╔══

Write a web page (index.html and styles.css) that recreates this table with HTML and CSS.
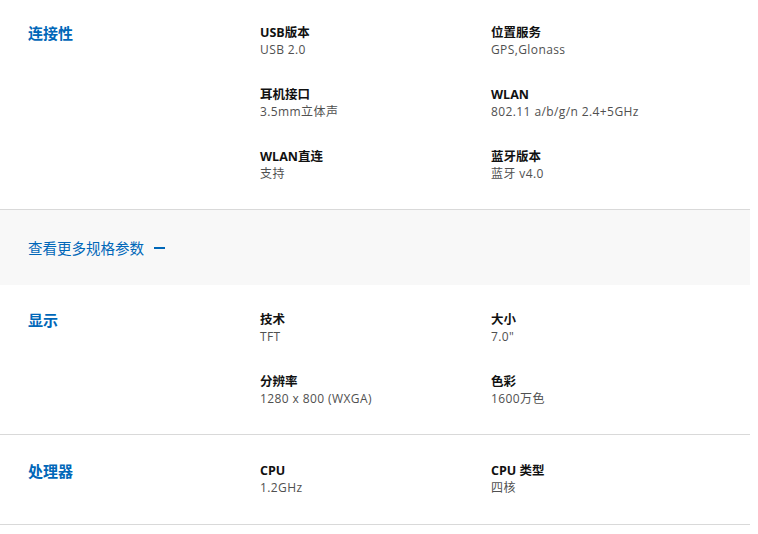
FILE: index.html
```html
<!DOCTYPE html>
<html lang="zh-CN">
<head>
<meta charset="utf-8">
<link rel="stylesheet" href="styles.css">
</head>
<body>
<div class="specs">
  <section class="spec first">
    <h2 class="spec-title">连接性</h2>
    <div class="spec-grid">
      <div class="item"><div class="label">USB版本</div><div class="value">USB 2.0</div></div>
      <div class="item"><div class="label">位置服务</div><div class="value">GPS,Glonass</div></div>
      <div class="item"><div class="label">耳机接口</div><div class="value">3.5mm立体声</div></div>
      <div class="item"><div class="label">WLAN</div><div class="value">802.11 a/b/g/n 2.4+5GHz</div></div>
      <div class="item"><div class="label">WLAN直连</div><div class="value">支持</div></div>
      <div class="item"><div class="label">蓝牙版本</div><div class="value">蓝牙 v4.0</div></div>
    </div>
  </section>
  <div class="more"><span class="more-link">查看更多规格参数</span><span class="dash"></span></div>
  <section class="spec">
    <h2 class="spec-title">显示</h2>
    <div class="spec-grid">
      <div class="item"><div class="label">技术</div><div class="value">TFT</div></div>
      <div class="item"><div class="label">大小</div><div class="value">7.0"</div></div>
      <div class="item"><div class="label">分辨率</div><div class="value">1280 x 800 (WXGA)</div></div>
      <div class="item"><div class="label">色彩</div><div class="value">1600万色</div></div>
    </div>
  </section>
  <section class="spec last">
    <h2 class="spec-title">处理器</h2>
    <div class="spec-grid">
      <div class="item"><div class="label">CPU</div><div class="value">1.2GHz</div></div>
      <div class="item"><div class="label">CPU 类型</div><div class="value">四核</div></div>
    </div>
  </section>
</div>
</body>
</html>
```
FILE: styles.css
```css
html, body {
  margin: 0;
  padding: 0;
  background: #fff;
}
body {
  font-family: "Open Sans", "Noto Sans CJK SC", sans-serif;
  color: #000;
}
.specs {
  width: 750px;
}
.spec {
  display: grid;
  grid-template-columns: 260px 1fr;
  padding: 27px 0 27px 0;
  border-bottom: 1px solid #d9d9d9;
}
.spec.first {
  padding-top: 25px;
  padding-bottom: 27px;
}
.spec.last {
  padding-top: 28px;
  padding-bottom: 28px;
}
.spec-title {
  margin: 0;
  padding-left: 28px;
  font-size: 15px;
  line-height: 16px;
  font-weight: 700;
  color: #0067b8;
}
.spec-grid {
  display: grid;
  grid-template-columns: 231px 1fr;
  row-gap: 29px;
}
.label {
  font-size: 12.5px;
  line-height: 16px;
  font-weight: 700;
  color: #111;
}
.value {
  font-size: 12px;
  line-height: 17px;
  letter-spacing: 0.4px;
  color: #505050;
}
.more {
  height: 75px;
  background: #f8f8f8;
  display: flex;
  align-items: center;
  padding-left: 28px;
}
.more-link {
  font-size: 14.5px;
  color: #0067b8;
}
.dash {
  width: 11px;
  height: 2px;
  background: #0067b8;
  margin-left: 10px;
}
```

╚══

§ **What the task asks**: Report how many lines in the data include the word "index", and give nothing but the count.

§ **Reply**: 2